## EXERCISE DETAILS:
Identify all lines in the data containing the string "styles". Copy them out.
....
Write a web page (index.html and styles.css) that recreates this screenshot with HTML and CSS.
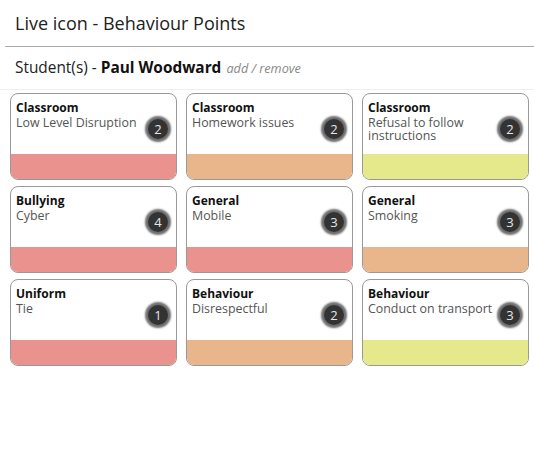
FILE: index.html
```html
<!DOCTYPE html>
<html>
<head>
    <title>Live icon - Behaviour Points</title>
    <link rel="stylesheet" href="styles.css">
</head>
<body>
    <div class="header">
        <h1>Live icon - Behaviour Points</h1>
    </div>

    <div class="student">
        Student(s) - <strong>Paul Woodward</strong> <a class="edit" href="#">add / remove</a>
    </div>

    <div class="cards">
        <div class="card">
            <div class="card-body">
                <div class="card-title">Classroom</div>
                <div class="card-text">Low Level Disruption</div>
                <span class="badge">2</span>
            </div>
            <div class="card-bar red"></div>
        </div>
        <div class="card">
            <div class="card-body">
                <div class="card-title">Classroom</div>
                <div class="card-text">Homework issues</div>
                <span class="badge">2</span>
            </div>
            <div class="card-bar orange"></div>
        </div>
        <div class="card">
            <div class="card-body">
                <div class="card-title">Classroom</div>
                <div class="card-text">Refusal to follow instructions</div>
                <span class="badge">2</span>
            </div>
            <div class="card-bar yellow"></div>
        </div>

        <div class="card">
            <div class="card-body">
                <div class="card-title">Bullying</div>
                <div class="card-text">Cyber</div>
                <span class="badge">4</span>
            </div>
            <div class="card-bar red"></div>
        </div>
        <div class="card">
            <div class="card-body">
                <div class="card-title">General</div>
                <div class="card-text">Mobile</div>
                <span class="badge">3</span>
            </div>
            <div class="card-bar red"></div>
        </div>
        <div class="card">
            <div class="card-body">
                <div class="card-title">General</div>
                <div class="card-text">Smoking</div>
                <span class="badge">3</span>
            </div>
            <div class="card-bar orange"></div>
        </div>

        <div class="card">
            <div class="card-body">
                <div class="card-title">Uniform</div>
                <div class="card-text">Tie</div>
                <span class="badge">1</span>
            </div>
            <div class="card-bar red"></div>
        </div>
        <div class="card">
            <div class="card-body">
                <div class="card-title">Behaviour</div>
                <div class="card-text">Disrespectful</div>
                <span class="badge">2</span>
            </div>
            <div class="card-bar orange"></div>
        </div>
        <div class="card">
            <div class="card-body">
                <div class="card-title">Behaviour</div>
                <div class="card-text">Conduct on transport</div>
                <span class="badge">3</span>
            </div>
            <div class="card-bar yellow"></div>
        </div>
    </div>
</body>
</html>
```

FILE: styles.css
```css
body {
    font-family: 'Open Sans', 'Liberation Sans', sans-serif;
    margin: 0;
    background-color: white;
    color: #222;
}
.header {
    margin-left: 5px;
    padding: 11px 10px 11px;
    border-bottom: 1px solid #aaa;
}
h1 {
    margin: 0;
    font-size: 18px;
    font-weight: normal;
    line-height: 24px;
    color: #222;
}
.student {
    padding: 10px 15px 10px;
    font-size: 15.4px;
    line-height: 21px;
    border-bottom: 1px solid #eee;
}
.student strong {
    color: #111;
}
.edit {
    font-size: 12.7px;
    font-style: italic;
    color: #888;
    text-decoration: none;
    margin-left: 1px;
}
.cards {
    display: grid;
    grid-template-columns: repeat(3, 167px);
    column-gap: 9px;
    row-gap: 6px;
    padding: 3px 5px 0 10px;
}
.card {
    display: flex;
    flex-direction: column;
    height: 87px;
    box-sizing: border-box;
    border: 1px solid #999;
    border-radius: 8px;
    overflow: hidden;
}
.card-body {
    position: relative;
    flex: 1;
    padding: 6px 5px 5px;
}
.card-title {
    font-size: 12px;
    font-weight: bold;
    line-height: 16px;
    color: #111;
}
.card-text {
    font-size: 12.4px;
    line-height: 13px;
    color: #555;
}
.card-bar {
    height: 25px;
}
.card-bar.red {
    background-color: #e9928e;
}
.card-bar.orange {
    background-color: #e9b68b;
}
.card-bar.yellow {
    background-color: #e5e88b;
}
.badge {
    position: absolute;
    top: 25px;
    right: 8px;
    width: 20px;
    height: 20px;
    border-radius: 50%;
    background-color: #333;
    color: #e6e6e6;
    font-size: 13px;
    line-height: 20px;
    text-align: center;
    box-shadow: 0 0 2px 3px #6e6e6e;
}
```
....
## ANSWER BELOW:
Write a web page (index.html and styles.css) that recreates this screenshot with HTML and CSS.
    <link rel="stylesheet" href="styles.css">
FILE: styles.css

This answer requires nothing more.